“Bütün iyi kitapların sonunda
Bütün gündüzlerin, bütün gecelerin sonunda
Meltemi senden esen
Soluğu sende olan,
Yeni bir başlangıç vardır.” [1]
Bugün Hıdırellez…
Eski(meyen) yeni(lene)nin başlangıcı; baharın isyancılığını hatırlatan ölümsüzlüğün 6 Mayıs’ ı…
Nâzım Hikmet’ in “Pişman değilim yaşadıklarımdan / öfkem belki de yaşayamadıklarımdan” ı…
Ahmed Arif’in “Tütünsüz, uykusuz kaldım / Terk etmedi sevdan beni” si…
Enver Gökçe’ nin “Açmaz / Açamaz / Deme / Açacaktır / Elbet / Bizim / Caddelerimizde de/ Bayram olacak” dizelerindeki ölümsüzlüğün günü…
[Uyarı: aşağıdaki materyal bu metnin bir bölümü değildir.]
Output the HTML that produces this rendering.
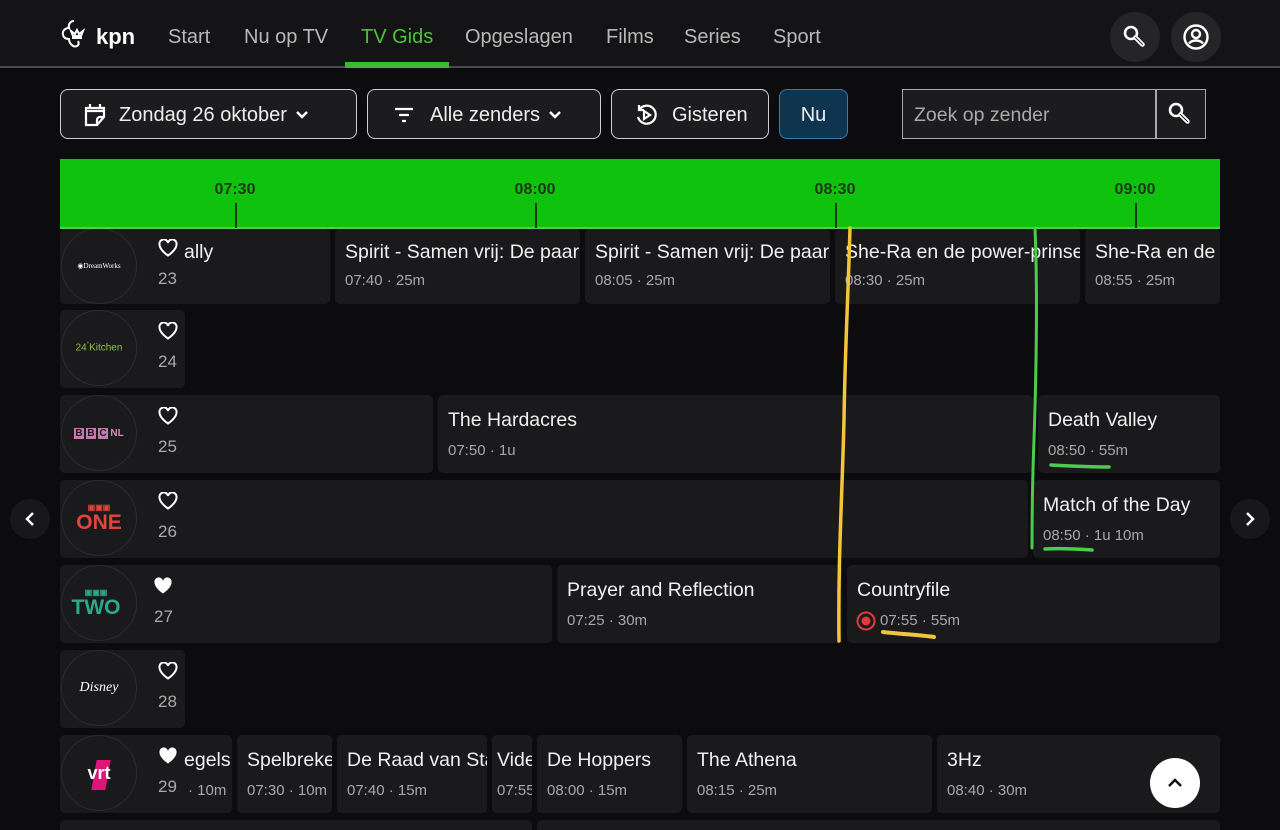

Geçen 48 yıla rağmen, görüyor musunuz?
Dudaklarında “Herne Pêş”, yüreğinde halkların kardeşliği ve fikrinin ince gülü Marksizm-Leninizm ile yürüyor tekmelediği kürsüye bizim Deniz abi…
“Biz korkumuzu Kerbela’ da bırakmışız” diyerek aşkı ve hayatı savunan cüreti ile dimdik ayakta bizim Hüseyin dede…
Ve o sakin, kendinden emin gülümseyişiyle ilerliyor fütursuzca darağacına giden yolda bizim Yusuf abi…
Her üçü de “Segui il tuo corso, e lascia dir le genti” yani “Sen yolunda yürü, bırak ne derlerse desinler” kararlılığıyla adımlarken darağacını; cellatlarının suratına, “Ölümümü bildirirken siz benden daha çok korkuyorsunuz!” diye haykıran Giordano Bruno’ nun, Şeyh Bedreddin’ in en has öğrencileri…
Turgut Uyar’ın “Herkes ne zaman ölür / elbet gülünün solduğu akşam! ” dizeleri haklıdır haklı olmasına da, bizimkilerin kanla sulanan gülü hiç solmadı ki!
Kimse ama kimse inkâra kalkışmasın; bir şeyler hala yaş(atıl)ıyorsa düşmana inat! Onlar hayatı savunarak, ölümsüzlüğü kucaklamasını bildikleri içindir…
Evet, yok edilmeyen hakikatin günüdür bugün… “Vurun ulan, / Vurun, / Ben kolay ölmem. / Ocakta küllenmiş közüm, / Karnımda sözüm var / Haldan bilene.” dizeleri üzere Ahmed Arif’in…
6 Mayıs’(lar)ın hakikati; “Herkes kendi yolunca ve sevdiğinin büyüklüğünce büyüktü… Oysa imkansızı bekleyen, herkesten büyüktü”[2] vurgusuyla Søren Kirkegaard’ ı ve “Dünyada en zor şey düşünüleni yapmaktır.” diyen Johann Wolfgang von Goethe’ yi anımsatır.
Özetin özeti: Nazım Hikmet’ in “Dolaşacaktır elini kolunu sallaya sallaya, / dolaşacaktır en şanlı elbisesiyle: işçi tulumuyla / bu güzelim memlekette hürriyet…” dizelerindeki meydan okumanın iradesi ve vicdanıyla tarihi biçimlendiren ‘Onlar’…
“Çok konuşup bir şey yapmayanlara, hiç konuşmayıp iş yaparak cevap ver,”[3] diyen Onlar hala yaşıyorlar; yaşayacaklar da!
Hakikat öldürülemez çünkü ölümsüzdür o…
Sibel Özbudun & Temel Demirer
NOTLAR:
[1] Edip Cansever.
[2] Søren Kierkegaard, Korku ve Titreme, çev: Nur Beier, Pinhan Yay., 2014.
[3] Epiktetos, Düşünceler ve Sohbetler, çev: Burhan Toprak, Kaknüs Yay., 1999.